**SET EXERCISE**
Leave out any picture and return the remaining listing below exactly as given.

··· COLLECTED DATA

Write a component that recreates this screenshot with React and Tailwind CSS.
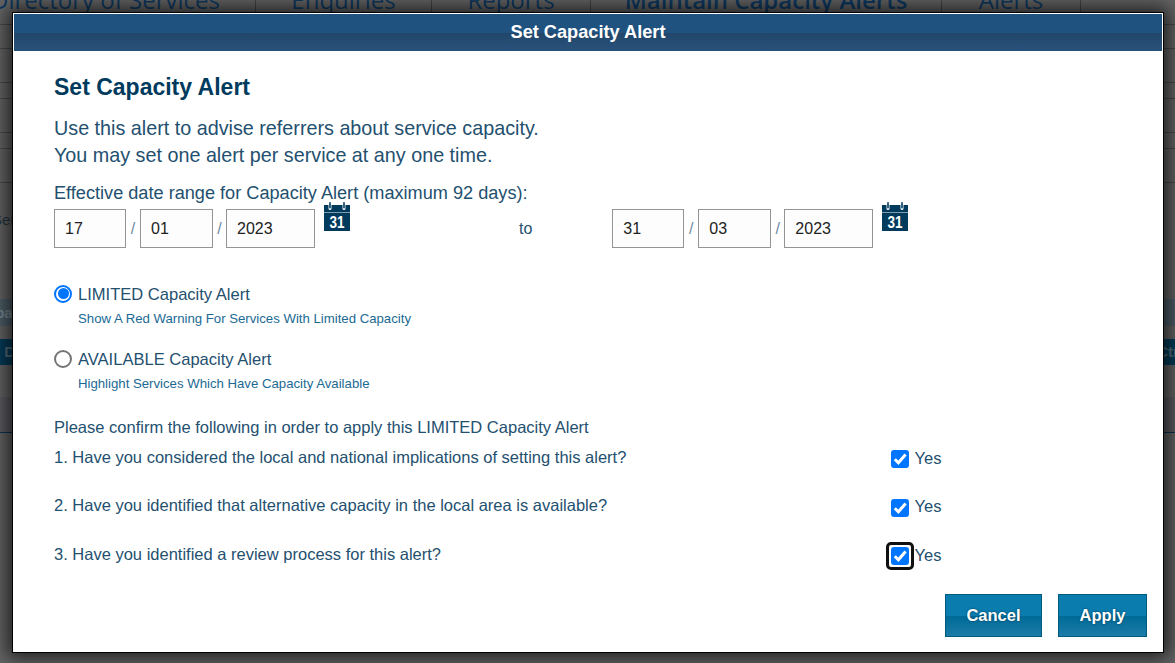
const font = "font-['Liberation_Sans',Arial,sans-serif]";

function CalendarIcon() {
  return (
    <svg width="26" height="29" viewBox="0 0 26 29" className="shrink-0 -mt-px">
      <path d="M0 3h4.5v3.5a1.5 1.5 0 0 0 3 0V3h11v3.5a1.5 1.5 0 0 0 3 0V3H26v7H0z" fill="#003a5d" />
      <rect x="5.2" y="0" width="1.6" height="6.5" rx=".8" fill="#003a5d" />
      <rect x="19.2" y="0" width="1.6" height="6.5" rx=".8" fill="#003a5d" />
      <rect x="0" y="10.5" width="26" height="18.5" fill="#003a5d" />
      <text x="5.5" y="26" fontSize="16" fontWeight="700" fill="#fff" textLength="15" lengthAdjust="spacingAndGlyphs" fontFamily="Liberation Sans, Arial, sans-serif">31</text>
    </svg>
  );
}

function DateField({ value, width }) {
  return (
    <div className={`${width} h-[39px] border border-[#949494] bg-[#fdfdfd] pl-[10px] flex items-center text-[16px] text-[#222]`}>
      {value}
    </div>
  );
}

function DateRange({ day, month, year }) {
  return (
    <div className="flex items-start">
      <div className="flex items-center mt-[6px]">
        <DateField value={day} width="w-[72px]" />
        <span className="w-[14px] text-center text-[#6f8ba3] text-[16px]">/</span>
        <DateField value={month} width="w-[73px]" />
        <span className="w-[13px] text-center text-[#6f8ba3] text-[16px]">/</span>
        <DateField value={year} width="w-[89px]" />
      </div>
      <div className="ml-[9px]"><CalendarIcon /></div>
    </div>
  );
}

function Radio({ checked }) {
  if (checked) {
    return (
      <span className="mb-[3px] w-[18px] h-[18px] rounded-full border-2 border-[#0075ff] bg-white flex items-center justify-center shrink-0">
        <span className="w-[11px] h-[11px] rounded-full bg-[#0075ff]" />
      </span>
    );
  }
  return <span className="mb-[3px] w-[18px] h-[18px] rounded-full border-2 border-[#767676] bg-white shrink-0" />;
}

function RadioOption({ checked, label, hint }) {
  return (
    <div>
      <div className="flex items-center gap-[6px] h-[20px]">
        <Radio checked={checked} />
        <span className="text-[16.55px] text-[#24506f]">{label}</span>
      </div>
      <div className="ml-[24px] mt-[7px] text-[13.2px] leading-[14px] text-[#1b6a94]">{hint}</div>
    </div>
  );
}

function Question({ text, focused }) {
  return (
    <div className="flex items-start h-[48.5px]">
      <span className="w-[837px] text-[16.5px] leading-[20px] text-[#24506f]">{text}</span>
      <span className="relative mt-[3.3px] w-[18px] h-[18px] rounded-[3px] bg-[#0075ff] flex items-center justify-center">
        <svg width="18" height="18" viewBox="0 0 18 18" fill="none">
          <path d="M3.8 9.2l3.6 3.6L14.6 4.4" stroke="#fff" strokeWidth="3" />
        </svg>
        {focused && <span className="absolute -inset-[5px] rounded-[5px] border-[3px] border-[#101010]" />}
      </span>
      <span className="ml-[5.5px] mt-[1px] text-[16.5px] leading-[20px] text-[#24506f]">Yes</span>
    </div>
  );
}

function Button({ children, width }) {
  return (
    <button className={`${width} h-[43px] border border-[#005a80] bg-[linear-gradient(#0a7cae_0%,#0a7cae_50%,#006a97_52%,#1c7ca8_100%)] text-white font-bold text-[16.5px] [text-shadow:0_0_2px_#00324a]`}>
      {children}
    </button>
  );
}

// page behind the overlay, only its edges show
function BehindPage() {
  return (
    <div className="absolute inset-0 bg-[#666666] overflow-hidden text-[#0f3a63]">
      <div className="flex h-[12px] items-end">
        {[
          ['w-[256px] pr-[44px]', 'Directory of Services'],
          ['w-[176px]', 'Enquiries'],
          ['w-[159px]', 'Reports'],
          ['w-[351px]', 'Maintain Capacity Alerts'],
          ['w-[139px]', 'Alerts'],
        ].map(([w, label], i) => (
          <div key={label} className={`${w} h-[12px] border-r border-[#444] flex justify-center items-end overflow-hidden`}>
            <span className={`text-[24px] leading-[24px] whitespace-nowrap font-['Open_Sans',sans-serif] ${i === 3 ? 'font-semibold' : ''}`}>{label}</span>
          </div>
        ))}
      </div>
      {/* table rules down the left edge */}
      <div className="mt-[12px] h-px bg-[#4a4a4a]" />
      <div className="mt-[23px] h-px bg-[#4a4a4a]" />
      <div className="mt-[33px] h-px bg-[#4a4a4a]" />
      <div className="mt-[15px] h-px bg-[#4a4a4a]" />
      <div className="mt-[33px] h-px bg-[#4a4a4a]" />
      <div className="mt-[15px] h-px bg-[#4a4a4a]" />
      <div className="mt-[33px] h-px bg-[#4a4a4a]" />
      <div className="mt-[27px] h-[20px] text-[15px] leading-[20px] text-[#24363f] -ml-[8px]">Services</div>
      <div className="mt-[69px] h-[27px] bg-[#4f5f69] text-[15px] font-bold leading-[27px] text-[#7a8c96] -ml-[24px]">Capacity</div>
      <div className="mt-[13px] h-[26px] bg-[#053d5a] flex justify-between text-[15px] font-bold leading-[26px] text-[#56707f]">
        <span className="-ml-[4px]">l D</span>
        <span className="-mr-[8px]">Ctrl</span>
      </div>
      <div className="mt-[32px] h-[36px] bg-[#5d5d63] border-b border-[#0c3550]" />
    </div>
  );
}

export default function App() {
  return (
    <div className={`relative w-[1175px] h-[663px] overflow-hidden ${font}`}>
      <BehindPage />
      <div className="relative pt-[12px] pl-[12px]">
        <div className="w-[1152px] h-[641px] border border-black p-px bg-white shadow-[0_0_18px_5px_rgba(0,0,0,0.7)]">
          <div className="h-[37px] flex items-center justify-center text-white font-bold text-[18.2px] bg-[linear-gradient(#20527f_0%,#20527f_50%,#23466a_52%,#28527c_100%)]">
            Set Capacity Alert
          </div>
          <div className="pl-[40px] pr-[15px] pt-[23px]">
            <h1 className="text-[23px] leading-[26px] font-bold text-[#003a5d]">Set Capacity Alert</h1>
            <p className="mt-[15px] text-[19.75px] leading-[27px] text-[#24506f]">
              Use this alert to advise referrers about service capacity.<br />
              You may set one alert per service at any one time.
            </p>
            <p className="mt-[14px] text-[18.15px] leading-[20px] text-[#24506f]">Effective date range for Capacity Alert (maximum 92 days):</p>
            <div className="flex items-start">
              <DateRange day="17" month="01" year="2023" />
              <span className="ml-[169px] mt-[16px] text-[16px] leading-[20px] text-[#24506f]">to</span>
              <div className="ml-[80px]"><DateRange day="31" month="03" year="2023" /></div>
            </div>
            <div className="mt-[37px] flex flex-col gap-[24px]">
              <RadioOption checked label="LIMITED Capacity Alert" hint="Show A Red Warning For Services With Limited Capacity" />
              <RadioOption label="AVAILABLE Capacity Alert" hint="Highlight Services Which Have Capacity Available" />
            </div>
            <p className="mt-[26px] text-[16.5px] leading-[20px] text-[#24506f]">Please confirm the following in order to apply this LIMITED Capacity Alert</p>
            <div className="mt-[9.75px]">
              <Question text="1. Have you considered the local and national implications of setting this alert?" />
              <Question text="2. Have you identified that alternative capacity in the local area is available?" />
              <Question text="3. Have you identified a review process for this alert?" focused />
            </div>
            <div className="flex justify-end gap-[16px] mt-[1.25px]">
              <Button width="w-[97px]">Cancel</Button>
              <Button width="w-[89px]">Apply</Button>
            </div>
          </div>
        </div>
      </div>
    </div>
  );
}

······

**RESPONSE TO THIS EXERCISE**
Write a component that recreates this screenshot with React and Tailwind CSS.
const font = "font-['Liberation_Sans',Arial,sans-serif]";

function CalendarIcon() {
  return (
    <svg width="26" height="29" viewBox="0 0 26 29" className="shrink-0 -mt-px">
      <path d="M0 3h4.5v3.5a1.5 1.5 0 0 0 3 0V3h11v3.5a1.5 1.5 0 0 0 3 0V3H26v7H0z" fill="#003a5d" />
      <rect x="5.2" y="0" width="1.6" height="6.5" rx=".8" fill="#003a5d" />
      <rect x="19.2" y="0" width="1.6" height="6.5" rx=".8" fill="#003a5d" />
      <rect x="0" y="10.5" width="26" height="18.5" fill="#003a5d" />
      <text x="5.5" y="26" fontSize="16" fontWeight="700" fill="#fff" textLength="15" lengthAdjust="spacingAndGlyphs" fontFamily="Liberation Sans, Arial, sans-serif">31</text>
    </svg>
  );
}

function DateField({ value, width }) {
  return (
    <div className={`${width} h-[39px] border border-[#949494] bg-[#fdfdfd] pl-[10px] flex items-center text-[16px] text-[#222]`}>
      {value}
    </div>
  );
}

function DateRange({ day, month, year }) {
  return (
    <div className="flex items-start">
      <div className="flex items-center mt-[6px]">
        <DateField value={day} width="w-[72px]" />
        <span className="w-[14px] text-center text-[#6f8ba3] text-[16px]">/</span>
        <DateField value={month} width="w-[73px]" />
        <span className="w-[13px] text-center text-[#6f8ba3] text-[16px]">/</span>
        <DateField value={year} width="w-[89px]" />
      </div>
      <div className="ml-[9px]"><CalendarIcon /></div>
    </div>
  );
}

function Radio({ checked }) {
  if (checked) {
    return (
      <span className="mb-[3px] w-[18px] h-[18px] rounded-full border-2 border-[#0075ff] bg-white flex items-center justify-center shrink-0">
        <span className="w-[11px] h-[11px] rounded-full bg-[#0075ff]" />
      </span>
    );
  }
  return <span className="mb-[3px] w-[18px] h-[18px] rounded-full border-2 border-[#767676] bg-white shrink-0" />;
}

function RadioOption({ checked, label, hint }) {
  return (
    <div>
      <div className="flex items-center gap-[6px] h-[20px]">
        <Radio checked={checked} />
        <span className="text-[16.55px] text-[#24506f]">{label}</span>
      </div>
      <div className="ml-[24px] mt-[7px] text-[13.2px] leading-[14px] text-[#1b6a94]">{hint}</div>
    </div>
  );
}

function Question({ text, focused }) {
  return (
    <div className="flex items-start h-[48.5px]">
      <span className="w-[837px] text-[16.5px] leading-[20px] text-[#24506f]">{text}</span>
      <span className="relative mt-[3.3px] w-[18px] h-[18px] rounded-[3px] bg-[#0075ff] flex items-center justify-center">
        <svg width="18" height="18" viewBox="0 0 18 18" fill="none">
          <path d="M3.8 9.2l3.6 3.6L14.6 4.4" stroke="#fff" strokeWidth="3" />
        </svg>
        {focused && <span className="absolute -inset-[5px] rounded-[5px] border-[3px] border-[#101010]" />}
      </span>
      <span className="ml-[5.5px] mt-[1px] text-[16.5px] leading-[20px] text-[#24506f]">Yes</span>
    </div>
  );
}

function Button({ children, width }) {
  return (
    <button className={`${width} h-[43px] border border-[#005a80] bg-[linear-gradient(#0a7cae_0%,#0a7cae_50%,#006a97_52%,#1c7ca8_100%)] text-white font-bold text-[16.5px] [text-shadow:0_0_2px_#00324a]`}>
      {children}
    </button>
  );
}

// page behind the overlay, only its edges show
function BehindPage() {
  return (
    <div className="absolute inset-0 bg-[#666666] overflow-hidden text-[#0f3a63]">
      <div className="flex h-[12px] items-end">
        {[
          ['w-[256px] pr-[44px]', 'Directory of Services'],
          ['w-[176px]', 'Enquiries'],
          ['w-[159px]', 'Reports'],
          ['w-[351px]', 'Maintain Capacity Alerts'],
          ['w-[139px]', 'Alerts'],
        ].map(([w, label], i) => (
          <div key={label} className={`${w} h-[12px] border-r border-[#444] flex justify-center items-end overflow-hidden`}>
            <span className={`text-[24px] leading-[24px] whitespace-nowrap font-['Open_Sans',sans-serif] ${i === 3 ? 'font-semibold' : ''}`}>{label}</span>
          </div>
        ))}
      </div>
      {/* table rules down the left edge */}
      <div className="mt-[12px] h-px bg-[#4a4a4a]" />
      <div className="mt-[23px] h-px bg-[#4a4a4a]" />
      <div className="mt-[33px] h-px bg-[#4a4a4a]" />
      <div className="mt-[15px] h-px bg-[#4a4a4a]" />
      <div className="mt-[33px] h-px bg-[#4a4a4a]" />
      <div className="mt-[15px] h-px bg-[#4a4a4a]" />
      <div className="mt-[33px] h-px bg-[#4a4a4a]" />
      <div className="mt-[27px] h-[20px] text-[15px] leading-[20px] text-[#24363f] -ml-[8px]">Services</div>
      <div className="mt-[69px] h-[27px] bg-[#4f5f69] text-[15px] font-bold leading-[27px] text-[#7a8c96] -ml-[24px]">Capacity</div>
      <div className="mt-[13px] h-[26px] bg-[#053d5a] flex justify-between text-[15px] font-bold leading-[26px] text-[#56707f]">
        <span className="-ml-[4px]">l D</span>
        <span className="-mr-[8px]">Ctrl</span>
      </div>
      <div className="mt-[32px] h-[36px] bg-[#5d5d63] border-b border-[#0c3550]" />
    </div>
  );
}

export default function App() {
  return (
    <div className={`relative w-[1175px] h-[663px] overflow-hidden ${font}`}>
      <BehindPage />
      <div className="relative pt-[12px] pl-[12px]">
        <div className="w-[1152px] h-[641px] border border-black p-px bg-white shadow-[0_0_18px_5px_rgba(0,0,0,0.7)]">
          <div className="h-[37px] flex items-center justify-center text-white font-bold text-[18.2px] bg-[linear-gradient(#20527f_0%,#20527f_50%,#23466a_52%,#28527c_100%)]">
            Set Capacity Alert
          </div>
          <div className="pl-[40px] pr-[15px] pt-[23px]">
            <h1 className="text-[23px] leading-[26px] font-bold text-[#003a5d]">Set Capacity Alert</h1>
            <p className="mt-[15px] text-[19.75px] leading-[27px] text-[#24506f]">
              Use this alert to advise referrers about service capacity.<br />
              You may set one alert per service at any one time.
            </p>
            <p className="mt-[14px] text-[18.15px] leading-[20px] text-[#24506f]">Effective date range for Capacity Alert (maximum 92 days):</p>
            <div className="flex items-start">
              <DateRange day="17" month="01" year="2023" />
              <span className="ml-[169px] mt-[16px] text-[16px] leading-[20px] text-[#24506f]">to</span>
              <div className="ml-[80px]"><DateRange day="31" month="03" year="2023" /></div>
            </div>
            <div className="mt-[37px] flex flex-col gap-[24px]">
              <RadioOption checked label="LIMITED Capacity Alert" hint="Show A Red Warning For Services With Limited Capacity" />
              <RadioOption label="AVAILABLE Capacity Alert" hint="Highlight Services Which Have Capacity Available" />
            </div>
            <p className="mt-[26px] text-[16.5px] leading-[20px] text-[#24506f]">Please confirm the following in order to apply this LIMITED Capacity Alert</p>
            <div className="mt-[9.75px]">
              <Question text="1. Have you considered the local and national implications of setting this alert?" />
              <Question text="2. Have you identified that alternative capacity in the local area is available?" />
              <Question text="3. Have you identified a review process for this alert?" focused />
            </div>
            <div className="flex justify-end gap-[16px] mt-[1.25px]">
              <Button width="w-[97px]">Cancel</Button>
              <Button width="w-[89px]">Apply</Button>
            </div>
          </div>
        </div>
      </div>
    </div>
  );
}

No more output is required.